Un historique qui observe le mouvement à la jumelle depuis le toit de Matignon : sur les neuf « étapes » retenues, cinq concernent les « gestes » du gouvernement, quand les quatre manifestations (qui semblent indiquer assez clairement la réaction du mouvement à ces « gestes ») sont réduites à une seule étape, déjà dépassée par la « poursuite des négociations ». Nul doute qu’un historique qui aurait tenu compte du point de vue des acteurs du mouvement aurait autrement mis en valeur ces « journées de mobilisations », fait place à certaines prises de position de personnalités ou d’institutions (CPU, Académie des sciences, Institut universitaire de France…), et n’aurait pas retenu comme dernières étapes des déclarations officielles aussi marquantes que celle de Nicolas Sarkozy appelant à explorer de « nouvelles pistes », ou des négociations avec des « syndicats » minoritaires.

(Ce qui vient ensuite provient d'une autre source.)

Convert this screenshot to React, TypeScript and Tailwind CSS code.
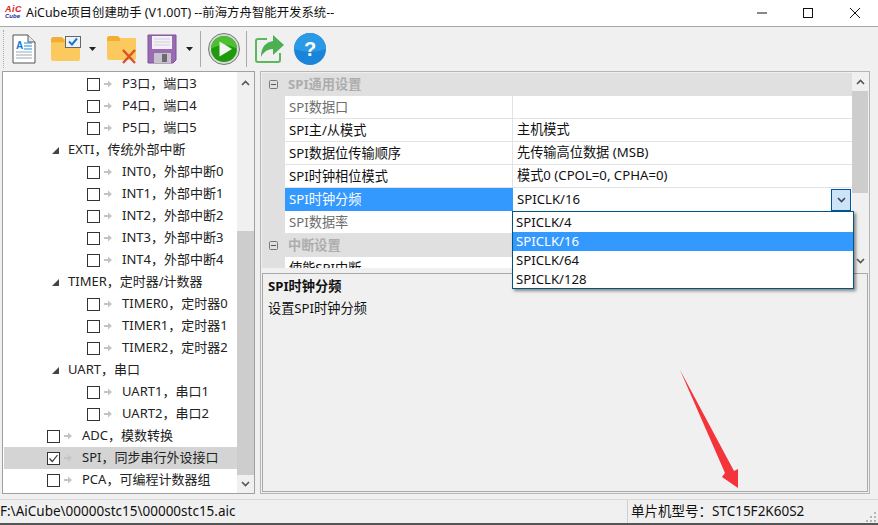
import React from 'react';

const font = 'font-["Noto_Sans","Noto_Sans_CJK_SC",sans-serif]';

type TreeRow = { label: string; level: 0 | 1 | 2; checked?: boolean; selected?: boolean };

const treeRows: TreeRow[] = [
  { label: 'P3口，端口3', level: 2 },
  { label: 'P4口，端口4', level: 2 },
  { label: 'P5口，端口5', level: 2 },
  { label: 'EXTI，传统外部中断', level: 0 },
  { label: 'INT0，外部中断0', level: 2 },
  { label: 'INT1，外部中断1', level: 2 },
  { label: 'INT2，外部中断2', level: 2 },
  { label: 'INT3，外部中断3', level: 2 },
  { label: 'INT4，外部中断4', level: 2 },
  { label: 'TIMER，定时器/计数器', level: 0 },
  { label: 'TIMER0，定时器0', level: 2 },
  { label: 'TIMER1，定时器1', level: 2 },
  { label: 'TIMER2，定时器2', level: 2 },
  { label: 'UART，串口', level: 0 },
  { label: 'UART1，串口1', level: 2 },
  { label: 'UART2，串口2', level: 2 },
  { label: 'ADC，模数转换', level: 1 },
  { label: 'SPI，同步串行外设接口', level: 1, checked: true, selected: true },
  { label: 'PCA，可编程计数器组', level: 1 },
];

function Chevron({ up, className }: { up?: boolean; className?: string }) {
  return (
    <svg width="9" height="6" viewBox="0 0 9 6" className={className}>
      <path d={up ? 'M1 5L4.5 1.5L8 5' : 'M1 1L4.5 4.5L8 1'} fill="none" stroke="currentColor" strokeWidth="1.6" />
    </svg>
  );
}

function Caret({ className }: { className?: string }) {
  return (
    <svg width="7" height="4" viewBox="0 0 7 4" className={className}>
      <path d="M0 0H7L3.5 4Z" fill="#222" />
    </svg>
  );
}

function RowArrow() {
  return (
    <svg width="8" height="8" viewBox="0 0 8 8">
      <path d="M0 3H4V0.5L8 4L4 7.5V5H0Z" fill="#c4c4c4" />
    </svg>
  );
}

function CheckBox({ checked }: { checked?: boolean }) {
  return (
    <span className="w-[13px] h-[13px] border border-[#333] bg-white flex items-center justify-center shrink-0">
      {checked && (
        <svg width="11" height="11" viewBox="0 0 11 11">
          <path d="M1.5 5.5L4.3 8.5L9.5 2" fill="none" stroke="#333" strokeWidth="1.2" />
        </svg>
      )}
    </span>
  );
}

function Tree() {
  return (
    <div className="w-[253px] h-[423px] bg-white border border-[#a0a0a0] flex">
      <div className="w-[234px] pt-[1px] pl-[1px] overflow-hidden">
        {treeRows.map((r) => (
          <div key={r.label} className={`h-[22px] flex items-center text-[13px] text-[#222] whitespace-nowrap ${r.selected ? 'bg-[#d4d4d4]' : ''}`}>
            {r.level === 0 && (
              <>
                <svg width="7" height="7" viewBox="0 0 7 7" className="ml-[48px] mr-[9px] shrink-0">
                  <path d="M7 0V7H0Z" fill="#444" />
                </svg>
                <span>{r.label}</span>
              </>
            )}
            {r.level !== 0 && (
              <>
                <span className={r.level === 2 ? 'ml-[83px]' : 'ml-[43px]'}>
                  <CheckBox checked={r.checked} />
                </span>
                <span className="ml-[4px] mr-[10px] flex"><RowArrow /></span>
                <span>{r.label}</span>
              </>
            )}
          </div>
        ))}
      </div>
      <div className="w-[17px] bg-[#f0f0f0] flex flex-col text-[#555]">
        <div className="h-[21px] flex items-center justify-center"><Chevron up /></div>
        <div className="h-[138px]" />
        <div className="h-[244px] bg-[#cdcdcd]" />
        <div className="flex-1 flex items-center justify-center"><Chevron /></div>
      </div>
    </div>
  );
}

function GroupRow({ label }: { label: string }) {
  return (
    <div className="h-[23px] flex items-center bg-[#e0e0e0]">
      <span className="w-[23px] flex justify-center">
        <svg width="9" height="9" viewBox="0 0 9 9">
          <rect x="0.5" y="0.5" width="8" height="8" rx="1" fill="none" stroke="#777" />
          <path d="M2 4.5H7" stroke="#555" />
        </svg>
      </span>
      <span className="pl-[3px] font-bold text-[#adadad]">{label}</span>
    </div>
  );
}

function PropRow({ name, value, dim }: { name: string; value?: string; dim?: boolean }) {
  return (
    <div className="h-[23px] flex bg-[#e0e0e0]">
      <div className="w-[23px]" />
      <div className={`w-[228px] pl-[4px] pt-[1px] bg-white border-b border-[#e3e3e3] border-r flex items-center ${dim ? 'text-[#6d6d6d]' : 'text-[#111]'}`}>{name}</div>
      <div className="flex-1 pl-[4px] bg-white border-b border-[#e3e3e3] flex items-center text-[#111]">{value}</div>
    </div>
  );
}

function PropertyGrid() {
  return (
    <div className="flex h-[195px] overflow-hidden">
      <div className="w-[591px] text-[13.2px] whitespace-nowrap">
        <GroupRow label="SPI通用设置" />
        <PropRow name="SPI数据口" dim />
        <PropRow name="SPI主/从模式" value="主机模式" />
        <PropRow name="SPI数据位传输顺序" value="先传输高位数据 (MSB)" />
        <PropRow name="SPI时钟相位模式" value="模式0 (CPOL=0, CPHA=0)" />
        <div className="h-[23px] flex bg-[#e0e0e0]">
          <div className="w-[23px]" />
          <div className="w-[228px] pl-[4px] bg-[#3399ff] text-white flex items-center">SPI时钟分频</div>
          <div className="flex-1 pl-[4px] bg-white flex items-center justify-between text-[#111]">
            <span>SPICLK/16</span>
            <span className="w-[20px] h-[22px] bg-[#cce4f7] border border-[#005499] flex items-center justify-center text-[#445] mr-[1px]">
              <Chevron />
            </span>
          </div>
        </div>
        <PropRow name="SPI数据率" dim />
        <GroupRow label="中断设置" />
        <PropRow name="使能SPI中断" />
      </div>
      <div className="w-[16px] bg-[#f0f0f0] flex flex-col text-[#555]">
        <div className="h-[18px] flex items-center justify-center"><Chevron up /></div>
        <div className="h-[102px] bg-[#cdcdcd]" />
        <div className="flex-1 flex items-end justify-center pb-[4px]"><Chevron /></div>
      </div>
    </div>
  );
}

function DropdownList() {
  const items = ['SPICLK/4', 'SPICLK/16', 'SPICLK/64', 'SPICLK/128'];
  return (
    <div className="absolute left-[512px] top-[211px] w-[342px] h-[78px] pt-[1px] bg-white border border-[#00567d] shadow-[2px_2px_3px_rgba(0,0,0,0.45)] text-[13.2px] text-[#111]">
      {items.map((t, i) => (
        <div key={t} className={`h-[19px] pl-[3px] flex items-center ${i === 1 ? 'bg-[#3399ff] text-white' : ''}`}>{t}</div>
      ))}
    </div>
  );
}

function Toolbar() {
  return (
    <div className="h-[44px] flex items-center bg-[#f0f0f0] pl-[3px]">
      <div className="w-[1px] h-[38px] border-l border-dotted border-[#aaa] mr-[8px]" />
      {/* new file */}
      <svg width="24" height="30" viewBox="0 0 24 30">
        <path d="M1 1H16L23 8V29H1Z" fill="#fff" stroke="#555" />
        <path d="M16 1V8H23" fill="#e8e8e8" stroke="#555" />
        <text x="4" y="15" fontSize="10" fill="#1976d2" fontWeight="bold" fontFamily="Liberation Sans">A</text>
        <path d="M12 9H20M12 12H20M12 15H20" stroke="#1e88e5" />
        <path d="M4 18H20M4 21H20M4 24H20" stroke="#9aa7b5" />
      </svg>
      {/* open project */}
      <svg width="30" height="26" viewBox="0 0 30 26" className="ml-[15px]">
        <path d="M0 4Q0 1 3 1H9Q12 1 13 3H29V23Q29 25 27 25H2Q0 25 0 23Z" fill="#fbc95d" />
        <path d="M0 6H29" stroke="#f6b73c" strokeWidth="1" />
        <path d="M0 4Q0 1 3 1H9Q12 1 13 4V6H0Z" fill="#f2ae30" />
        <rect x="14.5" y="0.5" width="15" height="11" fill="#eef3f7" stroke="#666" />
        <path d="M18 5.5L21 8.5L26 2.5" fill="none" stroke="#1976d2" strokeWidth="2" />
      </svg>
      <Caret className="ml-[8px] mr-[5px]" />
      {/* close project */}
      <svg width="30" height="30" viewBox="0 0 30 30" className="ml-[6px]">
        <path d="M0 5Q0 2 3 2H9Q12 2 13 4H29V24Q29 26 27 26H2Q0 26 0 24Z" fill="#fbc95d" />
        <path d="M0 5Q0 2 3 2H9Q12 2 13 5V7H0Z" fill="#f2ae30" />
        <path d="M16 16L28 29M28 16L16 29" stroke="#d9502a" strokeWidth="2.4" />
      </svg>
      {/* save */}
      <svg width="30" height="30" viewBox="0 0 30 30" className="ml-[10px]">
        <path d="M1 1H29V26L26 29H1Z" fill="#9a6bb5" stroke="#7c5296" />
        <rect x="5" y="2" width="20" height="13" fill="#f3f1f6" />
        <path d="M7 5H23M7 8H23M7 11H23" stroke="#d5cde0" />
        <rect x="7" y="19" width="17" height="10" fill="#c7c3cb" />
        <rect x="15" y="20" width="5" height="8" fill="#6d6a73" />
      </svg>
      <Caret className="ml-[9px] mr-[5px]" />
      <div className="w-[1px] h-[36px] bg-[#a9a9a9] ml-[2px] mr-[7px]" />
      {/* run */}
      <svg width="32" height="32" viewBox="0 0 32 32">
        <circle cx="16" cy="16" r="15.5" fill="#d8dcd8" stroke="#777" />
        <circle cx="16" cy="16" r="13" fill="#1f9a0c" />
        <path d="M3 16A13 13 0 0 1 29 16Q16 8 3 16Z" fill="#4cbf34" />
        <path d="M11.5 8.5L24 16L11.5 23.5Z" fill="#f2f6ee" />
      </svg>
      <div className="w-[1px] h-[36px] bg-[#a9a9a9] ml-[6px] mr-[8px]" />
      {/* export */}
      <svg width="30" height="30" viewBox="0 0 30 30">
        <path d="M12 5H3Q1 5 1 7V26Q1 28 3 28H23Q25 28 25 26V19" fill="none" stroke="#5cb85c" strokeWidth="2" />
        <path d="M18 1L29 11L18 21V15Q10 15 6 23Q6 9 18 7Z" fill="#4caf50" />
      </svg>
      {/* help */}
      <svg width="32" height="32" viewBox="0 0 32 32" className="ml-[9px]">
        <circle cx="16" cy="16" r="16" fill="#1a84d8" />
        <path d="M0 16A16 16 0 0 1 32 16Q16 22 0 16Z" fill="#2b9ae6" />
        <text x="16" y="23" textAnchor="middle" fontSize="20" fontWeight="bold" fill="#fff" fontFamily="Liberation Sans">?</text>
      </svg>
    </div>
  );
}

export default function App() {
  return (
    <div className={`relative w-[878px] h-[525px] overflow-hidden bg-[#f0f0f0] flex flex-col ${font}`}>
      {/* title bar */}
      <div className="h-[27px] bg-white border-b border-[#a8a8a8] flex items-center shrink-0">
        <div className="w-[26px] pl-[5px] leading-[7px] font-bold italic text-[#d8261c] text-[9px] tracking-[0.5px] font-['Liberation_Sans',sans-serif]">
          AiC
          <div className="text-[6px] tracking-normal text-[#1a2a9c]">Cube</div>
        </div>
        <span className="text-[12.4px] text-[#111] whitespace-nowrap">AiCube项目创建助手 (V1.00T) --前海方舟智能开发系统--</span>
        <div className="ml-auto flex items-center text-[#111]">
          <span className="w-[46px] flex justify-center">
            <svg width="10" height="10" viewBox="0 0 10 10"><path d="M0 5H10" stroke="currentColor" /></svg>
          </span>
          <span className="w-[46px] flex justify-center">
            <svg width="10" height="10" viewBox="0 0 10 10"><rect x="0.5" y="0.5" width="9" height="9" fill="none" stroke="currentColor" /></svg>
          </span>
          <span className="w-[47px] flex justify-center">
            <svg width="10" height="10" viewBox="0 0 10 10"><path d="M0 0L10 10M10 0L0 10" stroke="currentColor" /></svg>
          </span>
        </div>
      </div>

      <Toolbar />

      {/* main area */}
      <div className="h-[428px] shrink-0 flex pl-[2px] gap-[5px]">
        <Tree />
        <div className="w-[610px] h-[423px] border border-[#b5b5b5] p-[1px] flex flex-col">
          <PropertyGrid />
          <div className="mt-[5px] flex-1 border border-[#a9a9a9] pl-[5px] pt-[1px] text-[13.2px] text-[#111] leading-[22px]">
            <div className="font-bold">SPI时钟分频</div>
            <div>设置SPI时钟分频</div>
          </div>
        </div>
      </div>

      {/* status bar */}
      <div className="flex-1 border-t border-[#d7d7d7] border-b-2 border-b-[#555] flex items-center text-[13.5px] text-[#111] whitespace-nowrap relative">
        <span className="w-[627px]">F:\AiCube\00000stc15\00000stc15.aic</span>
        <span className="border-l border-[#d0d0d0] pl-[3px] h-full flex items-center">单片机型号：STC15F2K60S2</span>
        <svg width="11" height="11" viewBox="0 0 11 11" className="absolute right-[1px] bottom-[1px]">
          <path d="M8 1h2v2H8zM4 5h2v2H4zM8 5h2v2H8zM0 9h2v2H0zM4 9h2v2H4zM8 9h2v2H8z" fill="#b5b5b5" />
        </svg>
      </div>

      <DropdownList />

      {/* annotation arrow */}
      <svg width="70" height="125" viewBox="0 0 70 125" className="absolute left-[675px] top-[368px]">
        <path d="M5 2L59 103L63 101L63 120L47 109L50 105Z" fill="#f4333a" />
      </svg>
    </div>
  );
}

- Le 11 mars, l’éditorial du supplément Le Monde de l’éducation s’effraye d’un « recul à marche forcée » et d’une « Berezina ». Mais rend hommage à la ministre : « A force de patience et de diplomatie , fait d’un savant dosage de reculs et d’avancées, Valérie Pécresse semble proche du cessez-le-feu avec la communauté universitaire ». Puis Luc Cédelle et Catherine Rollot s’attaquent en ophtalmologistes au « Budget des universités. Les Milliards sont là, mais tout le monde ne les voit pas ». Tout l’article consiste à rendre compte des annonces du gouvernement et d’y opposer les « perceptions » divergentes de la communauté universitaire, en se gardant bien de fournir un « point de vue extérieur. Méthode que résume admirablement la conclusion de l’article qui détaille les « milliards supplémentaires » annoncés dans le plan de relance, avant de poser la bonne question : « seront-ils considérés comme fictifs ? »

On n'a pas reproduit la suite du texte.